We’ve compiled a few other results from the survey here with new insights on curricula and how teachers structure their lessons.

Read on for more on how math teachers use—or adapt—district-provided curricula, where they source supplemental materials, and how they ask their students to approach problem-solving.

Most math teachers use curricula and materials from multiple sources

The majority of the teachers in this survey said they used a core math curriculum. But just over half said that they don’t follow it to the letter, picking and choosing different parts. About 1 in 5 teachers said they don’t use any core program at all.

The most common source of math materials was the internet, or lesson sharing websites. Games, apps, and materials that teachers bought or created on their own were also popular.

District-provided curriculum trailed all of these sources—only 46 percent of teachers said they regularly use core materials provided by their school system to teach their math classes.

These results are in line with other surveys of math teachers in recent years.

The RAND Corporation collects data on how teachers select and use materials in its American Instructional Resources Survey. Results for the 2021-22 school year show that about 20 percent of teachers didn’t use resources provided by their district.

When teachers didn’t use these district-provided materials, it was for a host of different reasons, RAND found: some teachers said the curricula didn’t meet students’ needs, others that they didn’t have time to learn how to use these resources, or that they were difficult to use.

There’s another concern with finding the right materials, said Tiffany Miera, a 5th grade math and science teacher at Needham Elementary School in Durango, Colo. (Miera was not involved in the survey.)

“It needs to have the balance of skills work, and being able to get those skills that are necessary for each grade level’s standards, but also that problem solving piece that connects to real world math and real world situations,” she said.

In Miera’s experience, most math curricula lean in one direction or the other—skills-heavy, or more oriented toward problem-solving—and teachers have to make up for the gaps.

Teachers regularly try to engage students in ‘productive struggle’ and problem-solving

Most teachers in Education Week’s survey said that they try to integrate the teaching of skills and problem-solving.

Research supports the idea that attaining fluency with math procedures and developing conceptual understanding of math concepts is an iterative process—the two types of knowledge build upon each other.

Most teachers also said they’re engaging students in problem-solving daily, and asking students to explain how they arrived at their solutions.

The survey also asked teachers about “productive struggle”—the idea that students are asked to grapple with complex ideas and novel situations as part of the problem-solving process, rather than the sole goal being the correct answer.

It’s a popular approach in math education, with the National Council of Teachers of Mathematics including it in their guiding documents.
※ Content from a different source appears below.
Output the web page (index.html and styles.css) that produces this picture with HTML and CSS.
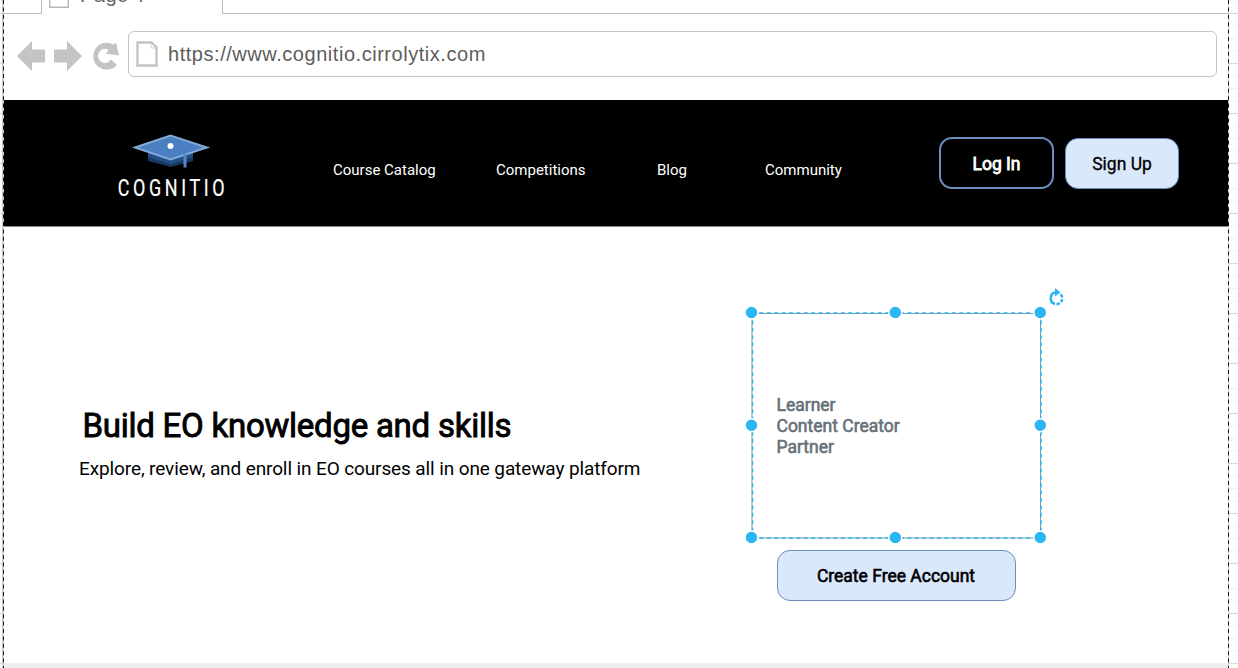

Even so, some math researchers have criticized the idea, arguing that struggling with complicated tasks without enough guidance can leave students frustrated and lead them to develop misunderstandings about how certain processes work.

Embracing productive struggle is a district priority in Miera’s school system, she said. “It’s in there daily, for them to have some sort of challenge.”

Most teachers in the EdWeek Research Center survey said their students engaged in productive struggle at least weekly, with a quarter saying it occurred daily.

Students should be challenged to think through problems in a way that deepens their understanding, a process that should feel “somewhat effortful,” said Jodi Davenport, a senior managing director at WestEd, whose work focuses on applied cognitive science in math instruction.

But exactly how much students should struggle, and what makes struggle productive vs. unproductive, is harder to pin down. “Does that have a similar meaning for everybody?” she asked.

There isn’t a “ready-made metric” to define how much struggle is enough, said Percival Matthews, an associate professor of educational psychology at the University of Wisconsin-Madison. “I don’t think it’s a particularly simple thing,” he said.

Then, there’s the question of how much scaffolding students need to access a complex problem in the first place. Some teachers may want to be more hands-off, Matthews said, because asking students a lot of prompting questions can feel like interrupting their problem-solving process.

But in some cases, asking a simple question can help redirect students and avoid struggle that’s unproductive, Matthews said. For instance: Do you know what the problem is asking you to solve for?

“Where are you going to go if you have no idea what the question is even asking you?” he asked. “There’s probably some balance that needs to happen to make sure that certain ways of self-monitoring are happening.”